Lake County Record-Bee

State death toll exceeds 30,000

COVID-19 has killed an average of nearly 500 California­ns per day in the past week

- By Evan Webeck

As California collected its latest grim milestone Monday in its battle with COVID-19, hospitals in the Bay Area inched closer to entering surge capacity for the first time of the pandemic.

With 482 fatalities reported across the state Monday, according to data compiled by this news organizati­on, the cumulative death toll from the coronaviru­s in California crossed 30,000, with an average of approximat­ely 491 per day over the past week — the state’s deadliest seven days since the onset of the pandemic with more than twice as many fatalities as two weeks ago. More than 2.7 million California­ns have contracted the virus, after another 54,302 tested positive on Monday. At about 42,000 cases per day over the past week, California is averaging approximat­ely 10% more infections than it was two weeks ago but still fewer than in the week prior to Christmas.

Fewer California­ns are coming in to hospitals with severe cases of COVID-19, but the situation in many intensive care units remains at its most dire of the pandemic. The active count of COVID-positive patients grew by 21 on Sunday to a total of 21,668 currently hospitaliz­ed, including 4,868 in ICUs, both at or near record-highs. However, hospitaliz­ations have increased by about 10% in the past two weeks, well below the 45% growth rate in the previous two-week period.

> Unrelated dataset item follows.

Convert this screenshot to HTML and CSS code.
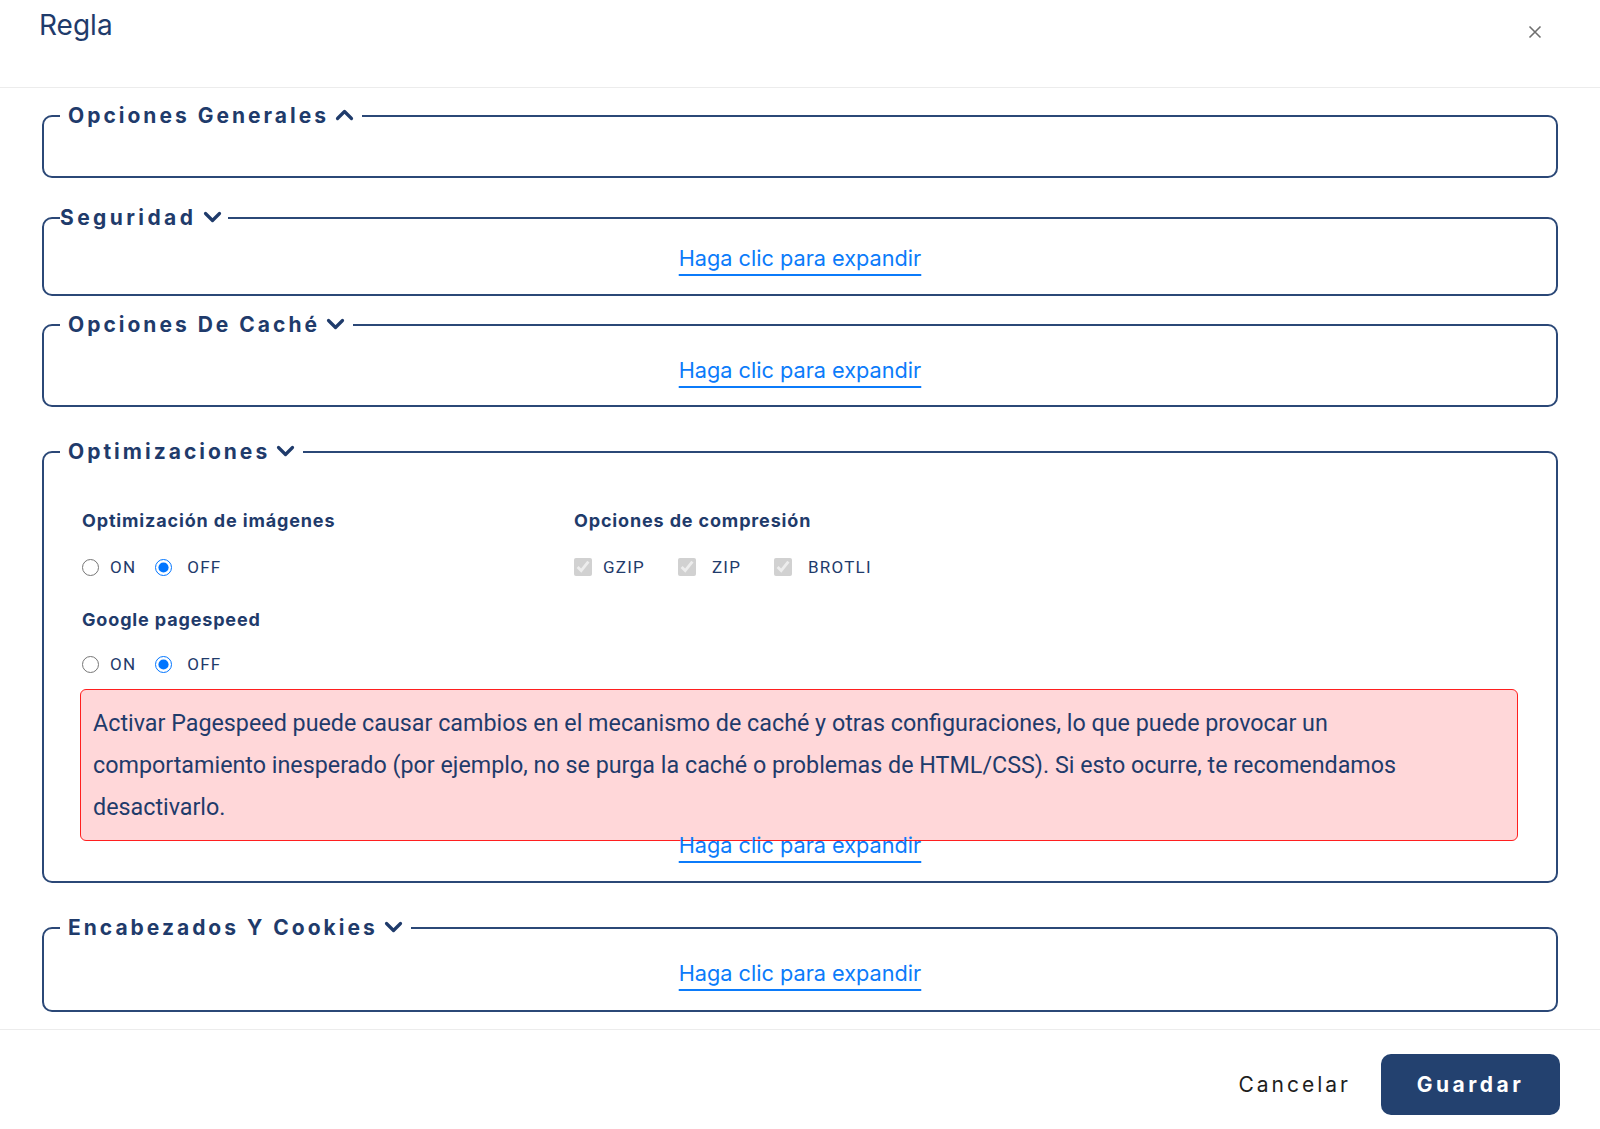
FILE: index.html
```html
<!DOCTYPE html>
<html lang="es">
<head>
  <meta charset="utf-8">
  <title>Regla</title>
  <link rel="stylesheet" href="styles.css">
</head>
<body>
  <div class="modal">
    <div class="modal-header">
      <h2 class="modal-title">Regla</h2>
      <button class="close" aria-label="Cerrar">
        <svg width="14" height="14" viewBox="0 0 14 14"><path d="M1.5 1.5 L12.5 12.5 M12.5 1.5 L1.5 12.5" stroke="#6f6f6f" stroke-width="1.6" fill="none"/></svg>
      </button>
    </div>

    <div class="modal-body">
      <fieldset class="group group-general">
        <legend class="group-legend spaced">Opciones Generales
          <svg class="chevron" width="19" height="12" viewBox="0 0 19 12"><path d="M2.5 9.5 L9.5 2.5 L16.5 9.5" /></svg>
        </legend>
        <div class="group-empty"></div>
      </fieldset>

      <fieldset class="group group-security">
        <legend class="group-legend tight">Seguridad
          <svg class="chevron" width="19" height="12" viewBox="0 0 19 12"><path d="M2.5 2.5 L9.5 9.5 L16.5 2.5" /></svg>
        </legend>
        <div class="expand expand-first"><a href="#">Haga clic para expandir</a></div>
      </fieldset>

      <fieldset class="group group-cache">
        <legend class="group-legend spaced">Opciones De Caché
          <svg class="chevron" width="19" height="12" viewBox="0 0 19 12"><path d="M2.5 2.5 L9.5 9.5 L16.5 2.5" /></svg>
        </legend>
        <div class="expand"><a href="#">Haga clic para expandir</a></div>
      </fieldset>

      <fieldset class="group group-opt">
        <legend class="group-legend spaced">Optimizaciones
          <svg class="chevron" width="19" height="12" viewBox="0 0 19 12"><path d="M2.5 2.5 L9.5 9.5 L16.5 2.5" /></svg>
        </legend>
        <div class="opt-body">
          <div class="opt-grid">
            <div class="opt-item first">
              <div class="opt-label">Optimización de imágenes</div>
              <div class="opt-row">
                <input type="radio" name="img" id="img-on"><label for="img-on">ON</label>
                <input type="radio" name="img" id="img-off" checked><label for="img-off">OFF</label>
              </div>
            </div>
            <div class="opt-item first">
              <div class="opt-label">Opciones de compresión</div>
              <div class="opt-row">
                <input type="checkbox" id="gzip" checked disabled><label for="gzip" class="cb-label">GZIP</label>
                <input type="checkbox" id="zip" checked disabled><label for="zip" class="cb-label wide">ZIP</label>
                <input type="checkbox" id="brotli" checked disabled><label for="brotli" class="cb-label wide">BROTLI</label>
              </div>
            </div>
            <div class="opt-item">
              <div class="opt-label">Google pagespeed</div>
              <div class="opt-row">
                <input type="radio" name="ps" id="ps-on"><label for="ps-on">ON</label>
                <input type="radio" name="ps" id="ps-off" checked><label for="ps-off">OFF</label>
              </div>
            </div>
          </div>
          <div class="alert">Activar Pagespeed puede causar cambios en el mecanismo de caché y otras configuraciones, lo que puede provocar un comportamiento inesperado (por ejemplo, no se purga la caché o problemas de HTML/CSS). Si esto ocurre, te recomendamos desactivarlo.</div>
        </div>
        <div class="expand expand-under"><a href="#">Haga clic para expandir</a></div>
      </fieldset>

      <fieldset class="group group-headers">
        <legend class="group-legend spaced">Encabezados Y Cookies
          <svg class="chevron" width="19" height="12" viewBox="0 0 19 12"><path d="M2.5 2.5 L9.5 9.5 L16.5 2.5" /></svg>
        </legend>
        <div class="expand expand-last"><a href="#">Haga clic para expandir</a></div>
      </fieldset>
    </div>

    <div class="modal-footer">
      <button class="btn-cancel">Cancelar</button>
      <button class="btn-save">Guardar</button>
    </div>
  </div>
</body>
</html>
```

FILE: styles.css
```css
body {
  margin: 0;
  background: #fff;
  font-family: "Inter", "Liberation Sans", sans-serif;
  color: #1f3b6b;
}
.modal {
  width: 1600px;
}

/* header */
.modal-header {
  display: flex;
  justify-content: space-between;
  align-items: flex-start;
  height: 87px;
  border-bottom: 1px solid #ececec;
  padding: 0 58px 0 39px;
}
.modal-title {
  margin: 8px 0 0;
  font-size: 28px;
  line-height: 34px;
  font-weight: 400;
  color: #1f3b6b;
}
.close {
  margin-top: 25px;
  padding: 0;
  border: 0;
  background: none;
  width: 14px;
  height: 14px;
  cursor: pointer;
}
.close svg {
  display: block;
}

/* body */
.modal-body {
  padding: 14px 42px 17px;
}
.group {
  margin: 0;
  border: 2px solid #2b4877;
  border-radius: 10px;
  padding: 0 16px;
  min-width: 0;
}
.group-security { margin-top: 26px; }
.group-cache { margin-top: 15px; }
.group-opt { margin-top: 31px; }
.group-headers { margin-top: 31px; }

.group-legend {
  font-size: 21px;
  line-height: 24px;
  font-weight: 700;
  letter-spacing: 3px;
  color: #1f3b6b;
  padding: 2px 8px 2px;
  white-space: nowrap;
}
.group-legend.tight {
  padding: 2px 6px 2px 0;
  letter-spacing: 3.4px;
}
.chevron {
  margin-left: -2px;
  vertical-align: 2px;
}
.chevron path {
  fill: none;
  stroke: #1f3b6b;
  stroke-width: 3.2;
  stroke-linecap: round;
  stroke-linejoin: round;
}
.group-empty {
  height: 46px;
}

.expand {
  text-align: center;
  padding: 16px 0 20px;
  font-size: 21.7px;
  line-height: 30px;
}
.expand-first {
  padding: 11px 0 21px;
}
.expand-under {
  padding: 0 0 21px;
}
.expand-last {
  padding: 16px 0 22px;
}
.expand a {
  color: #0b7bfa;
  text-decoration: underline;
  text-decoration-thickness: 1.5px;
  text-underline-offset: 8px;
}

/* optimizaciones */
.opt-body {
  padding: 44px 22px 0 20px;
}
.opt-grid {
  display: grid;
  grid-template-columns: 492px 1fr;
  row-gap: 31px;
  padding-left: 2px;
}
.opt-label {
  font-size: 18px;
  line-height: 22px;
  font-weight: 700;
  letter-spacing: 0.85px;
  margin-bottom: 22px;
}
.opt-item.first .opt-label {
  margin-bottom: 24px;
}
.opt-row {
  display: flex;
  align-items: center;
  height: 22px;
  font-family: "Roboto", "Liberation Sans", sans-serif;
  font-size: 17px;
  letter-spacing: 1.2px;
}
.opt-row input[type="radio"] {
  width: 17px;
  height: 17px;
  margin: 0;
}
.opt-row label {
  margin: 0 19px 0 11px;
}
.opt-row label[for$="off"] {
  margin-left: 15px;
}
.opt-row input[type="checkbox"] {
  width: 18px;
  height: 18px;
  margin: 0;
}
.opt-row .cb-label {
  margin: 0 33px 0 11px;
}
.opt-row .cb-label.wide {
  margin-left: 16px;
}

.alert {
  margin-top: 14px;
  margin-bottom: -11px;
  padding: 12px 40px 12px 12px;
  background: #ffd7d9;
  border: 1px solid #ff1f1f;
  border-radius: 6px;
  font-family: "Roboto", "Liberation Sans", sans-serif;
  font-size: 23.3px;
  line-height: 42px;
  color: #1f3b6b;
}

/* footer */
.modal-footer {
  display: flex;
  justify-content: flex-end;
  align-items: center;
  gap: 30px;
  border-top: 1px solid #ececec;
  padding: 24px 40px 15px;
}
.btn-cancel {
  border: 0;
  background: none;
  padding: 0;
  font-family: "Inter", "Liberation Sans", sans-serif;
  font-size: 21px;
  letter-spacing: 3px;
  color: #1e1e1e;
  cursor: pointer;
}
.btn-save {
  width: 179px;
  height: 61px;
  border: 0;
  border-radius: 10px;
  background: #23416f;
  color: #fff;
  font-family: "Inter", "Liberation Sans", sans-serif;
  font-size: 21px;
  font-weight: 700;
  letter-spacing: 3.5px;
  cursor: pointer;
}
```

“T hat ’ s a mong the smallest increases over a two-week period in some time,” Gov. Gavin Newsom said on Monday, providing “just a little bit of optimism,” but he stipulated that “we’re not overly enthusiast­ic about it” because this plateau may be a brief one, with the possibilit­y of new hospitaliz­ations from the holidays still weeks away.

In the Bay Area, just 0.7% of staffed and licensed intensive- care beds were still available Monday under the state’s calculatio­n, the closest the region has come to operating in what Newsom has called “surge capacity,” meaning new patients may still be admitted to ICUs but the quality of care may diminish. In the hardest-hit regions of the state, Southern California and the San Joaquin Valley, hospitals have been operating beyond 100% of normal capacity for more than three weeks.

Within the region, however, capacity ranges from almost none in Santa Clara County to nearly a full third of intensive-care beds in San Francisco and Alameda County. Two non-surge ICU beds were open in all of Santa Clara County on Sunday, according to the county, but accounting for staffed surge beds increases capacity to 7%. In Napa and Santa Cruz counties, capacity had reached 0%; San Mateo and Contra Costa each reported about 10% capacity; and Solano and Sonoma counties both exceeded 15% of ICU beds available.

Deaths have accelerate­d rapidly across the region, nearly tripling in the past two weeks, outpacing every other region in the state. However, at about 55 per 1 million residents over the past week, the Bay Area still reported fewer fatalities per-capita than the rest of the state. The rate in Southern California was over 100, more than double the number of deaths two weeks ago, while it was about 75 in Greater Sacramento and the San Joaquin Valley. In Northern California, the per-capita fatality rate over the past week was about equal with the Bay Area.

On Monday, Santa Clara County recorded its thirdhighe­st death toll of the pandemic, with 36 new fatalities; however, the county does not report new deaths on weekends. More than one-third of the fatalities in the Bay Area in the past week have come in Santa Clara County, nearly twice its share of the region’s population. Averaging nearly 25 deaths per day, the county is on pace to become the first in the Bay Area to surpass a thousand fatalities within the next week.

Southern California and the San Joaquin Valley continue to account for the majority of the fatalities in California. Across the San Joaquin Valley, there was a record 133 new deaths reported Monday, including 91 in Fresno County, also a new high and second-only in the state to Los Angeles County, where the nation’s leading death toll grew by 137.

The two regions also have distinctly higher rates of infection in their population­s than their three counterpar­ts. More than 100 in every 100,000 residents in the San Joaquin Valley tested positive each day over the past week, and close to 130 for every 100,000 did in Southern California.